* WHAT IS REQUIRED
Repeat the material below word for word and leave out all pictures.

begin GIVEN MATERIAL

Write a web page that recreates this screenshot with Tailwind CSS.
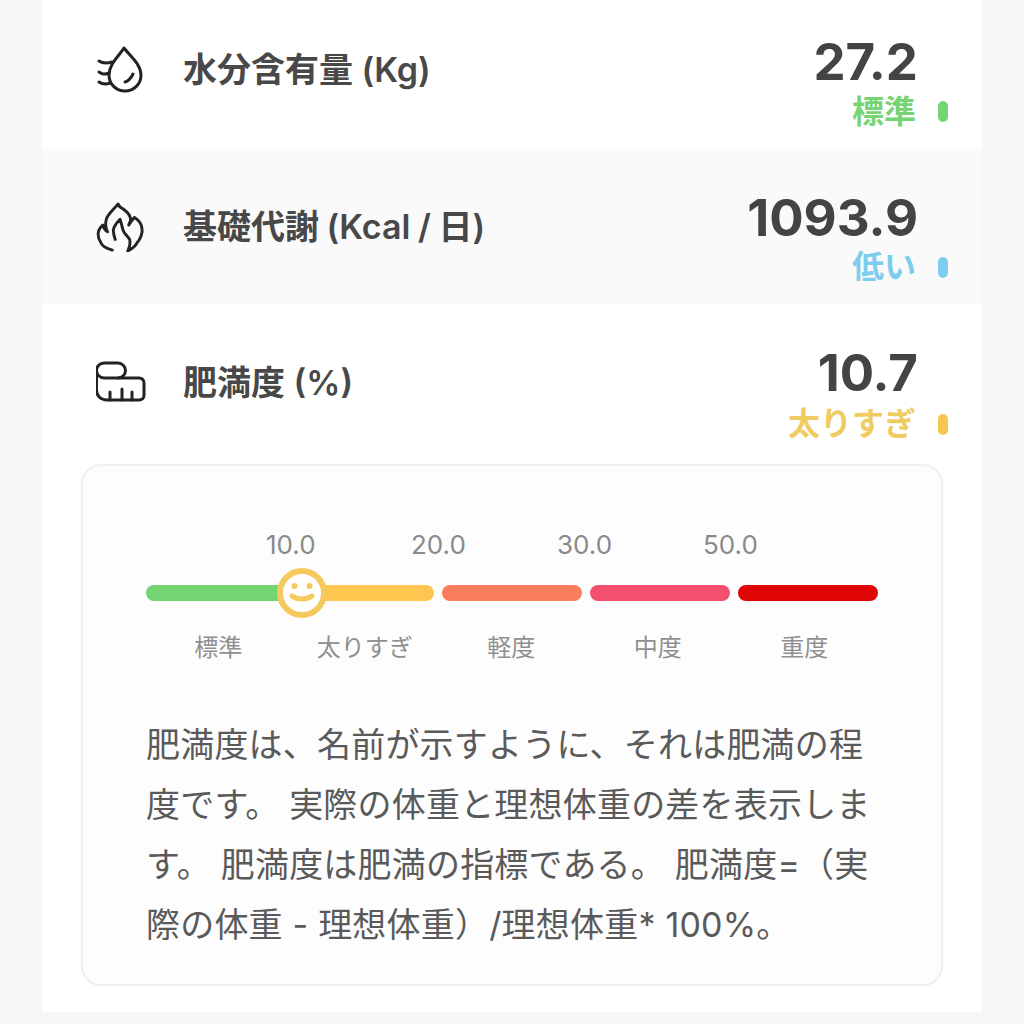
<!DOCTYPE html>
<html lang="ja">
<head>
<meta charset="utf-8">
<script src="https://cdn.jsdelivr.net/npm/@tailwindcss/browser@4"></script>
</head>
<body class="m-0 bg-[#f7f7f7]">
<div class="w-[1024px] h-[1024px] overflow-hidden bg-[#f7f7f7] px-[42px] font-['Inter','Noto_Sans_CJK_JP',sans-serif] text-[#484848]">
  <div class="w-[940px] h-[148px] bg-white flex justify-between pl-[54px] pr-[65px]">
    <div class="flex items-center gap-[37px] h-[140px]">
      <svg class="w-[50px] h-[50px]" viewBox="0 0 50 50" fill="none" stroke="#222" stroke-width="3" stroke-linecap="round" stroke-linejoin="round"><path d="M28 3 C23 11 13 19 13 30 C13 39 20 46 29 46 C38 46 45 39 45 30 C45 19 34 11 28 3Z"/><path d="M29 37 C33 36 35 33 37 29"/><path d="M3 16 C6 18 10 19 16 17 M3 27 C6 29 8 30 13 28 M3 37 C6 39 9 40 14 38"/></svg>
      <div class="text-[34px] font-semibold leading-none">水分含有量 (Kg)</div>
    </div>
    <div class="relative flex flex-col items-end pt-[33px]">
      <div class="text-[51px] font-bold leading-[58px] text-[#444444] -mr-[1px]">27.2</div>
      <div class="mt-[1px] mr-[1px] text-[32px] font-semibold leading-[40px] text-[#77d474]">標準</div>
      <span class="absolute -right-[31px] top-[101px] w-[10px] h-[21px] rounded-full bg-[#77d474]"></span>
    </div>
  </div>
  <div class="w-[940px] h-[156px] bg-[#fafafa] flex justify-between pl-[54px] pr-[65px]">
    <div class="flex items-center gap-[37px] h-[158px]">
      <svg class="w-[50px] h-[50px]" viewBox="0 0 50 52" fill="none" stroke="#222" stroke-width="3" stroke-linecap="round" stroke-linejoin="round"><path d="M16 50 C9 48 5 46 4 42 C1 38 1 34 1.500 31 C2 28 4 26 6 24 C7 27 9 30 11 31 C8 25 9 20 10 17 C12 12 18 7 22 2 C23 5 25 6 27 7 C31 10 35 14 35 18 C35 20 34 22 33 24 C35 21 37 18 39 16 C42 18 45 21 46 24 C47 27 47 29 47 31 C46 36 45 39 42 42 C40 46 36 49 32 51 C34 47 35 43 34 39 C32 35 28 33 27 29 C26 25 25 21 24 18 C21 21 18 25 17 29 C17 33 18 36 19 39"/></svg>
      <div class="text-[34px] font-semibold leading-none [word-spacing:-1px]">基礎代謝 (Kcal / 日)</div>
    </div>
    <div class="relative flex flex-col items-end pt-[41px]">
      <div class="text-[51px] font-bold leading-[58px] text-[#444444] -mr-[1px]">1093.9</div>
      <div class="mr-[1px] text-[32px] font-semibold leading-[40px] text-[#7ccdf0]">低い</div>
      <span class="absolute -right-[31px] top-[109px] w-[10px] h-[21px] rounded-full bg-[#7ccdf0]"></span>
    </div>
  </div>
  <div class="w-[940px] h-[708px] bg-white">
    <div class="flex justify-between pl-[54px] pr-[65px] h-[160px]">
      <div class="flex items-center gap-[37px] h-[158px]">
        <svg class="w-[50px] h-[50px]" viewBox="1 1 50 50" fill="none" stroke="#222" stroke-width="3" stroke-linecap="round" stroke-linejoin="round"><path d="M9 6 H23 A7.500 7.500 0 0 1 23 21 H9 A7.500 7.500 0 0 1 9 6Z"/><path d="M1.500 14 V33 C1.500 39 6 43 12 43 H44 C47 43 49 41 49 38 V26 C49 23 47 21 44 21 H23"/><path d="M15 43 V35 M27 43 V32 M37 43 V35"/></svg>
        <div class="text-[34px] font-semibold leading-none">肥満度 (%)</div>
      </div>
      <div class="relative flex flex-col items-end pt-[40px]">
        <div class="text-[51px] font-bold leading-[58px] text-[#444444] -mr-[1px]">10.7</div>
        <div class="mt-[2px] mr-[1px] text-[32px] font-semibold leading-[40px] text-[#f0cb62]">太りすぎ</div>
        <span class="absolute -right-[31px] top-[110px] w-[10px] h-[21px] rounded-full bg-[#f6c64f]"></span>
      </div>
    </div>
    <div class="mx-[39px] w-[862px] h-[522px] border-2 border-[#f0f0f0] rounded-[20px] bg-[#fdfdfd] pl-[63px] pt-[62px]">
      <div class="relative h-[34px] text-[26px] leading-[34px] text-[#8a8a8a]">
        <span class="absolute left-[120px]">10.0</span>
        <span class="absolute left-[265px]">20.0</span>
        <span class="absolute left-[411px]">30.0</span>
        <span class="absolute left-[557px]">50.0</span>
      </div>
      <div class="relative mt-[23px] h-[16px] grid grid-cols-5 gap-[8px] w-[732px]">
        <div class="rounded-full bg-[#74d471]"></div>
        <div class="rounded-full bg-[#fdc64f]"></div>
        <div class="rounded-full bg-[#fb7d5b]"></div>
        <div class="rounded-full bg-[#f2506e]"></div>
        <div class="rounded-full bg-[#e00505]"></div>
        <svg class="absolute left-[131px] -top-[17px] w-[50px] h-[50px]" viewBox="0 0 50 50"><circle cx="25" cy="25" r="22" fill="#fff" stroke="#f6c95e" stroke-width="6"/><circle cx="17.500" cy="18" r="3" fill="#f6c95e"/><circle cx="32.500" cy="18" r="3" fill="#f6c95e"/><path d="M15 28 C20 32 30 32 35 28" fill="none" stroke="#f6c95e" stroke-width="5" stroke-linecap="round"/></svg>
      </div>
      <div class="mt-[31px] -ml-[1px] grid grid-cols-[repeat(5,146.5px)] w-[733px] text-center text-[24px] leading-[32px] text-[#8f8f8f]">
        <div>標準</div><div>太りすぎ</div><div>軽度</div><div>中度</div><div>重度</div>
      </div>
      <p class="mt-[51px] w-[745px] text-[34px] leading-[60px] tracking-[0.2px] text-[#5a5a5a]">肥満度は、名前が示すように、それは肥満の程<br>度です。 実際の体重と理想体重の差を表示しま<br>す。 肥満度は肥満の指標である。 肥満度=（実<br>際の体重 - 理想体重）/理想体重* 100%。</p>
    </div>
  </div>
</div>
</body>
</html>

end GIVEN MATERIAL

* RESULT FOR THIS EXERCISE
Write a web page that recreates this screenshot with Tailwind CSS.
<!DOCTYPE html>
<html lang="ja">
<head>
<meta charset="utf-8">
<script src="https://cdn.jsdelivr.net/npm/@tailwindcss/browser@4"></script>
</head>
<body class="m-0 bg-[#f7f7f7]">
<div class="w-[1024px] h-[1024px] overflow-hidden bg-[#f7f7f7] px-[42px] font-['Inter','Noto_Sans_CJK_JP',sans-serif] text-[#484848]">
  <div class="w-[940px] h-[148px] bg-white flex justify-between pl-[54px] pr-[65px]">
    <div class="flex items-center gap-[37px] h-[140px]">
      <svg class="w-[50px] h-[50px]" viewBox="0 0 50 50" fill="none" stroke="#222" stroke-width="3" stroke-linecap="round" stroke-linejoin="round"><path d="M28 3 C23 11 13 19 13 30 C13 39 20 46 29 46 C38 46 45 39 45 30 C45 19 34 11 28 3Z"/><path d="M29 37 C33 36 35 33 37 29"/><path d="M3 16 C6 18 10 19 16 17 M3 27 C6 29 8 30 13 28 M3 37 C6 39 9 40 14 38"/></svg>
      <div class="text-[34px] font-semibold leading-none">水分含有量 (Kg)</div>
    </div>
    <div class="relative flex flex-col items-end pt-[33px]">
      <div class="text-[51px] font-bold leading-[58px] text-[#444444] -mr-[1px]">27.2</div>
      <div class="mt-[1px] mr-[1px] text-[32px] font-semibold leading-[40px] text-[#77d474]">標準</div>
      <span class="absolute -right-[31px] top-[101px] w-[10px] h-[21px] rounded-full bg-[#77d474]"></span>
    </div>
  </div>
  <div class="w-[940px] h-[156px] bg-[#fafafa] flex justify-between pl-[54px] pr-[65px]">
    <div class="flex items-center gap-[37px] h-[158px]">
      <svg class="w-[50px] h-[50px]" viewBox="0 0 50 52" fill="none" stroke="#222" stroke-width="3" stroke-linecap="round" stroke-linejoin="round"><path d="M16 50 C9 48 5 46 4 42 C1 38 1 34 1.500 31 C2 28 4 26 6 24 C7 27 9 30 11 31 C8 25 9 20 10 17 C12 12 18 7 22 2 C23 5 25 6 27 7 C31 10 35 14 35 18 C35 20 34 22 33 24 C35 21 37 18 39 16 C42 18 45 21 46 24 C47 27 47 29 47 31 C46 36 45 39 42 42 C40 46 36 49 32 51 C34 47 35 43 34 39 C32 35 28 33 27 29 C26 25 25 21 24 18 C21 21 18 25 17 29 C17 33 18 36 19 39"/></svg>
      <div class="text-[34px] font-semibold leading-none [word-spacing:-1px]">基礎代謝 (Kcal / 日)</div>
    </div>
    <div class="relative flex flex-col items-end pt-[41px]">
      <div class="text-[51px] font-bold leading-[58px] text-[#444444] -mr-[1px]">1093.9</div>
      <div class="mr-[1px] text-[32px] font-semibold leading-[40px] text-[#7ccdf0]">低い</div>
      <span class="absolute -right-[31px] top-[109px] w-[10px] h-[21px] rounded-full bg-[#7ccdf0]"></span>
    </div>
  </div>
  <div class="w-[940px] h-[708px] bg-white">
    <div class="flex justify-between pl-[54px] pr-[65px] h-[160px]">
      <div class="flex items-center gap-[37px] h-[158px]">
        <svg class="w-[50px] h-[50px]" viewBox="1 1 50 50" fill="none" stroke="#222" stroke-width="3" stroke-linecap="round" stroke-linejoin="round"><path d="M9 6 H23 A7.500 7.500 0 0 1 23 21 H9 A7.500 7.500 0 0 1 9 6Z"/><path d="M1.500 14 V33 C1.500 39 6 43 12 43 H44 C47 43 49 41 49 38 V26 C49 23 47 21 44 21 H23"/><path d="M15 43 V35 M27 43 V32 M37 43 V35"/></svg>
        <div class="text-[34px] font-semibold leading-none">肥満度 (%)</div>
      </div>
      <div class="relative flex flex-col items-end pt-[40px]">
        <div class="text-[51px] font-bold leading-[58px] text-[#444444] -mr-[1px]">10.7</div>
        <div class="mt-[2px] mr-[1px] text-[32px] font-semibold leading-[40px] text-[#f0cb62]">太りすぎ</div>
        <span class="absolute -right-[31px] top-[110px] w-[10px] h-[21px] rounded-full bg-[#f6c64f]"></span>
      </div>
    </div>
    <div class="mx-[39px] w-[862px] h-[522px] border-2 border-[#f0f0f0] rounded-[20px] bg-[#fdfdfd] pl-[63px] pt-[62px]">
      <div class="relative h-[34px] text-[26px] leading-[34px] text-[#8a8a8a]">
        <span class="absolute left-[120px]">10.0</span>
        <span class="absolute left-[265px]">20.0</span>
        <span class="absolute left-[411px]">30.0</span>
        <span class="absolute left-[557px]">50.0</span>
      </div>
      <div class="relative mt-[23px] h-[16px] grid grid-cols-5 gap-[8px] w-[732px]">
        <div class="rounded-full bg-[#74d471]"></div>
        <div class="rounded-full bg-[#fdc64f]"></div>
        <div class="rounded-full bg-[#fb7d5b]"></div>
        <div class="rounded-full bg-[#f2506e]"></div>
        <div class="rounded-full bg-[#e00505]"></div>
        <svg class="absolute left-[131px] -top-[17px] w-[50px] h-[50px]" viewBox="0 0 50 50"><circle cx="25" cy="25" r="22" fill="#fff" stroke="#f6c95e" stroke-width="6"/><circle cx="17.500" cy="18" r="3" fill="#f6c95e"/><circle cx="32.500" cy="18" r="3" fill="#f6c95e"/><path d="M15 28 C20 32 30 32 35 28" fill="none" stroke="#f6c95e" stroke-width="5" stroke-linecap="round"/></svg>
      </div>
      <div class="mt-[31px] -ml-[1px] grid grid-cols-[repeat(5,146.5px)] w-[733px] text-center text-[24px] leading-[32px] text-[#8f8f8f]">
        <div>標準</div><div>太りすぎ</div><div>軽度</div><div>中度</div><div>重度</div>
      </div>
      <p class="mt-[51px] w-[745px] text-[34px] leading-[60px] tracking-[0.2px] text-[#5a5a5a]">肥満度は、名前が示すように、それは肥満の程<br>度です。 実際の体重と理想体重の差を表示しま<br>す。 肥満度は肥満の指標である。 肥満度=（実<br>際の体重 - 理想体重）/理想体重* 100%。</p>
    </div>
  </div>
</div>
</body>
</html>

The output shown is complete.